To reduce the response time of multilingual ASR systems, the preference is to conduct the LID and ASR processes in a parallel manner. In Gonzalez-Dominguez et al. (2015), several language-detection strategies have been investigated to reduce the overall system latency. Since LID and ASR can be performed simultaneously, parallel processing also provides the ability to perform intrasentence and intersentence multilingual ASR, where two or more languages are within the same speech stream. In Chung-Hsien Wu et al. (2006), the authors proposed an approach to segment and identify intrasentence multilingual speech. To detect the switch point of language, a dynamic programming method was used to determine language boundaries globally. Although that study was implemented in an offline manner, it provides an impetus for online multilingual ASR.
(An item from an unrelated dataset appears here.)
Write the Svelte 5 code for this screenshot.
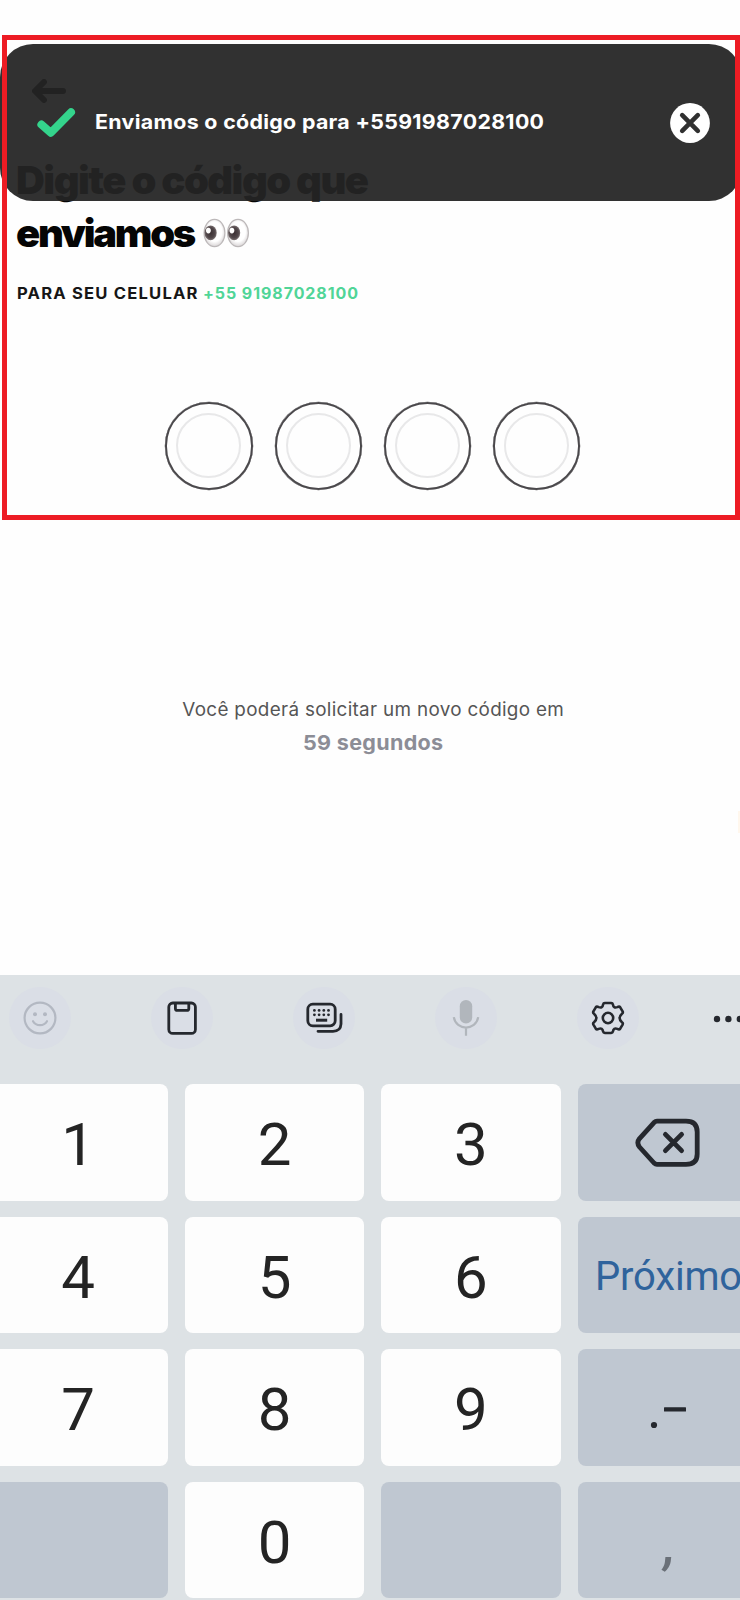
<script>
  const slots = [0, 1, 2, 3];
  const keys = [
    { t: '1' }, { t: '2' }, { t: '3' }, { kind: 'back' },
    { t: '4' }, { t: '5' }, { t: '6' }, { t: 'Próximo', kind: 'next' },
    { t: '7' }, { t: '8' }, { t: '9' }, { kind: 'dash' },
    { kind: 'blank' }, { t: '0' }, { kind: 'blank' }, { kind: 'comma', t: ',' }
  ];
  const gearPath = 'M-3.2 -15H3.2Q4.6 -15 4.9 -13.6Q5.4 -9.4 9.4 -10.9Q11.3 -12 12.2 -10.7L14.6 -6.6Q15.3 -5.2 14 -4.3Q9.2 0 14 4.3Q15.3 5.2 14.6 6.6L12.2 10.7Q11.3 12 9.4 10.9Q5.4 9.4 4.9 13.6Q4.6 15 3.2 15H-3.2Q-4.6 15 -4.9 13.6Q-5.4 9.4 -9.4 10.9Q-11.3 12 -12.2 10.7L-14.6 6.6Q-15.3 5.2 -14 4.3Q-9.2 0 -14 -4.3Q-15.3 -5.2 -14.6 -6.6L-12.2 -10.7Q-11.3 -12 -9.4 -10.9Q-5.4 -9.4 -4.9 -13.6Q-4.6 -15 -3.2 -15Z';
</script>

<div class="screen">
  <main>
    <header>
      <svg class="arrow" width="34" height="24" viewBox="0 0 34 24"><path d="M31 12H4M12 3L3 12L12 21" /></svg>
    </header>
    <h1>
      <span class="l1">Digite o código que</span>
      <span class="l2"><span class="word">enviamos</span>
        <svg class="eyes" width="47" height="30" viewBox="0 0 47 30">
          <defs>
            <radialGradient id="white" cx=".5" cy=".45" r=".55">
              <stop offset=".65" stop-color="#fff" /><stop offset="1" stop-color="#d9d5d6" />
            </radialGradient>
            <radialGradient id="iris" cx=".5" cy=".5" r=".5">
              <stop offset="0" stop-color="#3b3033" /><stop offset=".7" stop-color="#51474a" /><stop offset="1" stop-color="#7a7071" />
            </radialGradient>
          </defs>
          {#each [0, 23.5] as x}
            <g transform="translate({x} 0)">
              <ellipse cx="11.5" cy="15" rx="10.4" ry="13.6" fill="url(#white)" stroke="#bcb8b9" stroke-width="1.2" />
              <ellipse cx="7.6" cy="14.8" rx="6.1" ry="7.4" fill="url(#iris)" />
              <ellipse cx="5.4" cy="12.6" rx="2.4" ry="2.8" fill="#fff" />
            </g>
          {/each}
        </svg>
      </span>
    </h1>
    <p class="target"><span class="lbl">PARA SEU CELULAR</span><span class="num">+55 91987028100</span></p>
    <div class="code">
      {#each slots as s (s)}<div class="slot"><i></i></div>{/each}
    </div>
    <div class="resend">
      <p class="wait">Você poderá solicitar um novo código em</p>
      <p class="time">59 segundos</p>
    </div>
    <span class="glow"></span>
  </main>

  <section class="keyboard">
    <nav>
      <button aria-label="emoji">
        <svg width="36" height="36" viewBox="-18 -18 36 36" fill="none" stroke="#b3b8c2" stroke-width="2.2" stroke-linecap="round">
          <circle r="15.4" /><path d="M-7 3.2C-4 8.4 4 8.4 7 3.2" />
          <circle cx="-5" cy="-3.8" r="2" fill="#b3b8c2" stroke="none" /><circle cx="5" cy="-3.8" r="2" fill="#b3b8c2" stroke="none" />
        </svg>
      </button>
      <button aria-label="clipboard">
        <svg width="36" height="36" viewBox="-18 -18 36 36" fill="none" stroke="#25282e" stroke-width="2.8" stroke-linejoin="round">
          <rect x="-13.2" y="-15" width="26.6" height="30.4" rx="4" />
          <path d="M-6.6 -15V-9.6Q-6.6 -7.6 -4.6 -7.6H4.8Q6.8 -7.6 6.8 -9.6V-15" />
        </svg>
      </button>
      <button aria-label="keyboards">
        <svg width="40" height="36" viewBox="-20 -18 40 36" fill="none" stroke="#25282e" stroke-width="2.8" stroke-linecap="round">
          <rect x="-16.2" y="-13.8" width="27.4" height="21.6" rx="5" />
          <path d="M17 -3.5V6Q16.6 13.3 9 13.3H-6" />
          <path d="M-8 2.2H3.2" stroke-linecap="butt" stroke-width="3" />
          {#each [-9.6, -4.9, -.2, 4.5] as x}
            <circle cx={x} cy="-7.6" r="1.4" fill="#25282e" stroke="none" /><circle cx={x} cy="-3.2" r="1.4" fill="#25282e" stroke="none" />
          {/each}
        </svg>
      </button>
      <button aria-label="voice">
        <svg width="36" height="40" viewBox="-18 -20 36 40" fill="none" stroke="#b1b6bc" stroke-width="2.2">
          <rect x="-6.2" y="-18" width="12.4" height="23.6" rx="6.2" fill="#b1b6bc" stroke="none" />
          <path d="M-12.2 -.8C-10 13 10 13 12.2 -.8M0 9.6V17.8" />
        </svg>
      </button>
      <button aria-label="settings">
        <svg width="36" height="36" viewBox="-18 -18 36 36" fill="none" stroke="#25282e" stroke-width="2.6" stroke-linejoin="round">
          <path d={gearPath} /><circle r="5.2" />
        </svg>
      </button>
      <button aria-label="more" class="more">
        <svg width="36" height="10" viewBox="0 0 36 10" fill="#25282e"><circle cx="5" cy="5" r="3.2" /><circle cx="16.4" cy="5" r="3.2" /><circle cx="27.8" cy="5" r="3.2" /></svg>
      </button>
    </nav>
    <div class="keys">
      {#each keys as k}
        <div class="key {k.kind ?? 'digit'}">
          {#if k.kind === 'back'}
            <svg width="66" height="50" viewBox="0 0 66 50" fill="none" stroke="#25282e" stroke-width="4.8" stroke-linecap="round" stroke-linejoin="round">
              <path d="M22 3.2H51Q62.2 3.2 62.2 14V36Q62.2 46.4 51 46.4H22Q20.5 46.4 19 45L4.5 29Q1.2 24.8 4.5 20.6L19 4.6Q20.5 3.2 22 3.2Z" />
              <path d="M30.4 16.4L46.6 32.6M46.6 16.4L30.4 32.6" />
            </svg>
          {:else if k.kind === 'dash'}
            <svg width="38" height="24" viewBox="0 0 38 24" fill="#25282e"><circle cx="4" cy="20" r="3.1" /><rect x="14" y="2.2" width="22" height="4.4" rx=".5" /></svg>
          {:else if k.t}
            <span>{k.t}</span>
          {/if}
        </div>
      {/each}
    </div>
  </section>

  <div class="toast">
    <svg width="40" height="32" viewBox="0 0 40 32" fill="none" stroke="#34d48c" stroke-width="8" stroke-linecap="round" stroke-linejoin="round"><path d="M5.4 18.6L14.8 26.8L35 6.2" /></svg>
    <span>Enviamos o código para +5591987028100</span>
    <svg class="close" width="40" height="40" viewBox="-20 -20 40 40"><circle r="19.9" fill="#fff" /><path d="M-7.8 -7.8L7.8 7.8M7.8 -7.8L-7.8 7.8" stroke="#303030" stroke-width="4.6" stroke-linecap="round" /></svg>
  </div>
  <div class="frame"></div>
</div>

<style>
  :global(body) { margin: 0; background: #fff; }
  .screen { position: relative; width: 740px; height: 1600px; overflow: hidden; background: #fefefe; font-family: Inter, "Liberation Sans", sans-serif; }
  main { position: relative; height: 975px; }
  header { height: 153px; box-sizing: border-box; padding: 79px 0 0 32px; }
  .arrow { display: block; fill: none; stroke: #000; stroke-width: 6; stroke-linecap: round; stroke-linejoin: round; }
  h1, p { margin: 0; white-space: nowrap; }
  h1 { padding-left: 15.5px; font-size: 39px; line-height: 53px; font-weight: 900; color: #050505; }
  h1 > span { display: flex; height: 53px; align-items: center; }
  .l1 { letter-spacing: -1.5px; transform: scaleX(1.025); transform-origin: 0 50%; }
  .word { width: 178px; letter-spacing: -2.2px; transform: scaleX(1.022); transform-origin: 0 50%; }
  .eyes { margin: 0 0 0 9px; }
  .target { display: flex; padding: 25px 0 0 17px; margin-bottom: -1px; font-size: 15.3px; line-height: 20px; font-weight: 700; color: #161616; }
  .target span { transform-origin: 0 50%; }
  .lbl { width: 186px; letter-spacing: 1.1px; transform: scaleX(1.085); }
  .num { color: #50d597; letter-spacing: .9px; transform: scaleX(1.045); }
  .code { display: flex; justify-content: center; gap: 22px; padding: 99.4px 0 0 5.4px; }
  .slot { box-sizing: border-box; width: 87.2px; height: 87.2px; border: 2.5px solid #4b494c; border-radius: 50%; display: grid; place-items: center; box-shadow: 0 0 0 .2px #4b494c; }
  .slot i { box-sizing: border-box; width: 65px; height: 65px; border: 2.5px solid #e8e8e9; border-radius: 50%; }
  .resend { padding-top: 203px; padding-left: 5.5px; text-align: center; }
  .wait { font-size: 18.5px; line-height: 33px; color: #555; letter-spacing: .3px; transform: scaleX(1.02); }
  .time { font-size: 20.5px; line-height: 34px; font-weight: 700; color: #8c8d96; letter-spacing: .3px; transform: scaleX(1.05); }
  .glow { position: absolute; right: 0; top: 811px; width: 2px; height: 22px; background: #fff7ed; }
  .keyboard { height: 625px; background: #dde2e5; }
  nav { display: flex; gap: 80px; height: 109px; box-sizing: border-box; padding: 12px 0 0 9px; }
  button { flex: none; width: 62px; height: 62px; border: 0; padding: 0; border-radius: 50%; background: #dadee6; display: grid; place-items: center; }
  .more { background: none; justify-items: start; padding-top: 2px; margin-left: -7px; }
  .keys { display: grid; margin-left: -11.6px; grid-template-columns: repeat(4, 179.6px); grid-auto-rows: 116.6px; gap: 16px 16.8px; }
  .key { display: flex; align-items: center; justify-content: center; border-radius: 8px; background: #fdfdfd; font-family: Roboto, sans-serif; color: #242424; }
  .digit { font-size: 60px; line-height: 70px; }
  .digit span { padding-top: 6px; }
  .back, .next, .dash, .blank, .comma { background: #bfc7d1; }
  .back svg { margin: 1px 0 0 1px; }
  .next { justify-content: flex-start; padding: 4px 0 0 17.5px; box-sizing: border-box; font-size: 40px; letter-spacing: -.2px; color: #2f639c; }
  .dash { padding: 19px 0 0 3px; box-sizing: border-box; }
  .comma { font-size: 52px; font-weight: 600; color: #6a7078; padding: 10px 0 0 4px; box-sizing: border-box; }
  .comma span { transform: skewX(-6deg); }
  .toast { position: absolute; left: 0; top: 43.5px; width: 742px; height: 157px; box-sizing: border-box; display: flex; align-items: center; padding: 0 32px 0 36px; border-radius: 33px; background: rgba(36, 36, 36, .94); color: #fff; }
  .toast span { flex: 1; margin: -2px 0 0 19px; font-size: 20.3px; font-weight: 700; white-space: nowrap; letter-spacing: .3px; transform: scaleX(1.053); transform-origin: 0 50%; }
  .toast .close { position: relative; top: .5px; }
  .frame { position: absolute; left: 2px; top: 35px; width: 738px; height: 485px; box-sizing: border-box; border: 5px solid #ed1c24; }
</style>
Thanks to the successful development of the end-to-end framework in the field of speech recognition, multilingual ASR can also be conducted with an end-to-end framework. In Watanabe et al. (2017), the end-to-end architecture is first applied to language-independent multilingual speech recognition. In some works, intersentence (Seki et al., 2018) multilingual speech recognition and intrasentence (Zeng et al., 2019, Luo et al., 2018) multilingual speech recognition have also been investigated under the end-to-end framework to process the ASR and LID simultaneously. Although the end-to-end system unifies ASR and LID processes, multilingual joint modeling under this framework also causes new problems. Due to the differences in pronunciation mechanisms and grammar rules, joint modeling of multiple languages may inevitably result in confusion among languages (Kannan et al., 2019). The size of the modeling unit varies among languages, which causes imbalance in the modeling unit (Irie et al., 2019). In addition, for languages such as Chinese and Japanese, the modeling unit may be excessively large (Li et al., 2019). For different languages, the same words usually have different pronunciations. Since the mapping between the character-based modeling units and the acoustic features is modeled end-to-end, the acoustic features corresponding to the same character-based modeling unit are different among languages.
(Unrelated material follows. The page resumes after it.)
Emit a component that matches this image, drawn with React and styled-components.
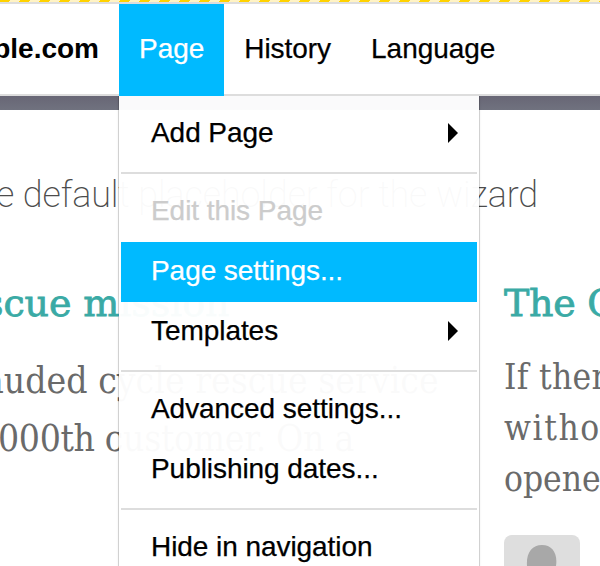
import React from "react";
import styled, { createGlobalStyle } from "styled-components";

const GlobalStyle = createGlobalStyle`
  * { box-sizing: border-box; }
  body { margin: 0; background: #fff; overflow: hidden; }
`;

const Screen = styled.div`
  position: relative;
  width: 600px;
  height: 566px;
  overflow: hidden;
  background: #fff;
  font-family: "Liberation Sans", Arial, sans-serif;
`;

const WarningStripe = styled.div`
  height: 4px;
  border-bottom: 2px solid #dddddd;
  background: repeating-linear-gradient(118deg, #ffd200 0 8.83px, #fff3c4 8.83px 17.66px);
`;

const Toolbar = styled.nav`
  display: flex;
  height: 92px;
  border-bottom: 2px solid #dddddd;
  background: #fff;
`;

const SiteName = styled.div`
  display: flex;
  flex: 0 0 119px;
  justify-content: flex-end;
  padding-right: 20px;
  overflow: hidden;
  font-size: 28px;
  font-weight: 700;
  line-height: 90px;
  white-space: nowrap;
`;

const ToolbarItem = styled.div`
  height: 92px;
  padding: 0 20px;
  font-size: 28px;
  line-height: 90px;
  letter-spacing: -0.04px;
  color: ${(p) => (p.$active ? "#fff" : "#000")};
  background: ${(p) => (p.$active ? "#00baff" : "transparent")};
  -webkit-text-stroke: 0.25px currentColor;
`;

const HeroBand = styled.div`
  height: 14px;
  background: linear-gradient(#686675, #70727f);
`;

const Tagline = styled.p`
  height: 60px;
  margin: 55px 0 0 -4px;
  font-family: Roboto, sans-serif;
  font-size: 36px;
  font-weight: 200;
  line-height: 60px;
  letter-spacing: -0.12px;
  color: #4c4c4c;
  white-space: nowrap;
`;

const Columns = styled.div`
  display: grid;
  grid-template-columns: 504px 300px;
  margin-top: 48px;
`;

const Column = styled.article`
  min-width: 0;
  white-space: nowrap;
`;

const Title = styled.h2`
  height: 60px;
  margin: 0 0 0 ${(p) => p.$shift || "0"};
  font-family: "DejaVu Serif", serif;
  font-size: 38px;
  font-weight: 400;
  line-height: 60px;
  letter-spacing: ${(p) => p.$spacing};
  color: #3aaaa5;
  -webkit-text-stroke: 0.8px #3aaaa5;
`;

const Line = styled.p`
  height: ${(p) => p.$height};
  margin: 0 0 0 ${(p) => p.$shift || "0"};
  font-family: "DejaVu Serif Condensed", "DejaVu Serif", serif;
  font-stretch: condensed;
  font-size: ${(p) => p.$size};
  line-height: ${(p) => p.$height};
  letter-spacing: ${(p) => p.$spacing || "0"};
  color: #6a6a6a;
`;

const Copy = styled.div`
  padding-top: ${(p) => p.$top};
`;

const Avatar = styled.svg`
  display: block;
  width: 76px;
  height: 76px;
  margin-top: 30px;
`;

const Menu = styled.div`
  position: absolute;
  z-index: 2;
  top: 96px;
  left: 119px;
  width: 360px;
  height: 500px;
  padding: 8px 2px;
  background: rgba(255, 255, 255, 0.97);
  box-shadow: 0 0 0 1px rgba(0, 0, 0, 0.14), 0 1px 3px rgba(0, 0, 0, 0.12);
  clip-path: inset(0 -4px 0 -4px);
`;

const MenuItem = styled.div`
  display: flex;
  align-items: center;
  justify-content: space-between;
  height: 60px;
  padding: 0 19px 2px 30px;
  font-size: 28px;
  line-height: 58px;
  white-space: nowrap;
  letter-spacing: -0.06px;
  color: ${(p) => (p.$active ? "#fff" : p.$disabled ? "#ccc" : "#000")};
  background: ${(p) => (p.$active ? "#00baff" : "transparent")};
  -webkit-text-stroke: 0.25px currentColor;
`;

const Separator = styled.div`
  height: 2px;
  margin: 8px 0;
  background: #dddddd;
`;

const Arrow = () => (
  <svg width="10" height="20" viewBox="0 0 10 20">
    <path d="M0 0L10 10L0 20Z" fill="#000" />
  </svg>
);

export default function App() {
  return (
    <Screen>
      <GlobalStyle />
      <WarningStripe />
      <Toolbar>
        <SiteName>example.com</SiteName>
        <ToolbarItem $active>Page</ToolbarItem>
        <ToolbarItem>History</ToolbarItem>
        <ToolbarItem>Language</ToolbarItem>
      </Toolbar>
      <HeroBand />
      <Tagline>e default placeholder for the wizard</Tagline>
      <Columns>
        <Column>
          <Title $shift="-16px" $spacing="-0.1px">scue mission</Title>
          <Copy $top="19px">
            <Line $height="58px" $size="37px" $shift="-16px">auded cycle rescue service</Line>
            <Line $height="58px" $size="37px" $shift="-2px" $spacing="-0.35px">000th customer. On a</Line>
          </Copy>
        </Column>
        <Column>
          <Title $spacing="-0.3px">The Cycle</Title>
          <Copy $top="19px">
            <Line $height="51px" $size="35px" $spacing="0.3px">If there is</Line>
            <Line $height="51px" $size="35px" $spacing="1.6px">without</Line>
            <Line $height="51px" $size="35px">opened</Line>
          </Copy>
          <Avatar viewBox="0 0 76 76">
            <rect width="76" height="76" rx="8" fill="#dedede" />
            <path d="M23 31C22 18 28 10 38 10C48 10 54 18 52 31C51 43 46 50 38 50C29 50 24 43 23 31Z" fill="#a8a8a8" />
          </Avatar>
        </Column>
      </Columns>
      <Menu>
        <MenuItem>Add Page<Arrow /></MenuItem>
        <Separator />
        <MenuItem $disabled>Edit this Page</MenuItem>
        <MenuItem $active>Page settings...</MenuItem>
        <MenuItem>Templates<Arrow /></MenuItem>
        <Separator />
        <MenuItem>Advanced settings...</MenuItem>
        <MenuItem>Publishing dates...</MenuItem>
        <Separator />
        <MenuItem>Hide in navigation</MenuItem>
      </Menu>
    </Screen>
  );
}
Because the modeling units are balanced among languages, and the pronunciation rules and the grammatical rules are modeled separately in hidden Markov model (HMM)-based ASR systems. Compared to the end-to-end multilingual framework, the HMM-based multilingual framework is more stable. In addition, in contrast to cascade multilingual ASR systems, parallel multilingual ASR systems process the ASR and LID simultaneously and can take advantage of their complementarity. Based on the above analysis, this paper focuses on the construction of a HMM-based parallel multilingual ASR system.
In this paper, the multilingual ASR is based on the multitask framework. The shared-hidden-layers are modeled together by multiple languages, while the language-specific-layers are modeled independently by a single language. The multitask-based multilingual acoustic model can ignore the differences in language families and model multiple languages in a uniform framework while supplementing them in the acoustic modeling procedure (Veselý et al., 2012). However, the training of a shared-hidden-layer network lacks language discrimination, and it is necessary to perform language adaptive training. In Tong et al. (2017), the authors investigated several language adaptive training methods by using speaker adaptive training methods and achieved a notable improvement. In this paper, language identity information is also applied to conduct language adaptive training of the multilingual acoustic model.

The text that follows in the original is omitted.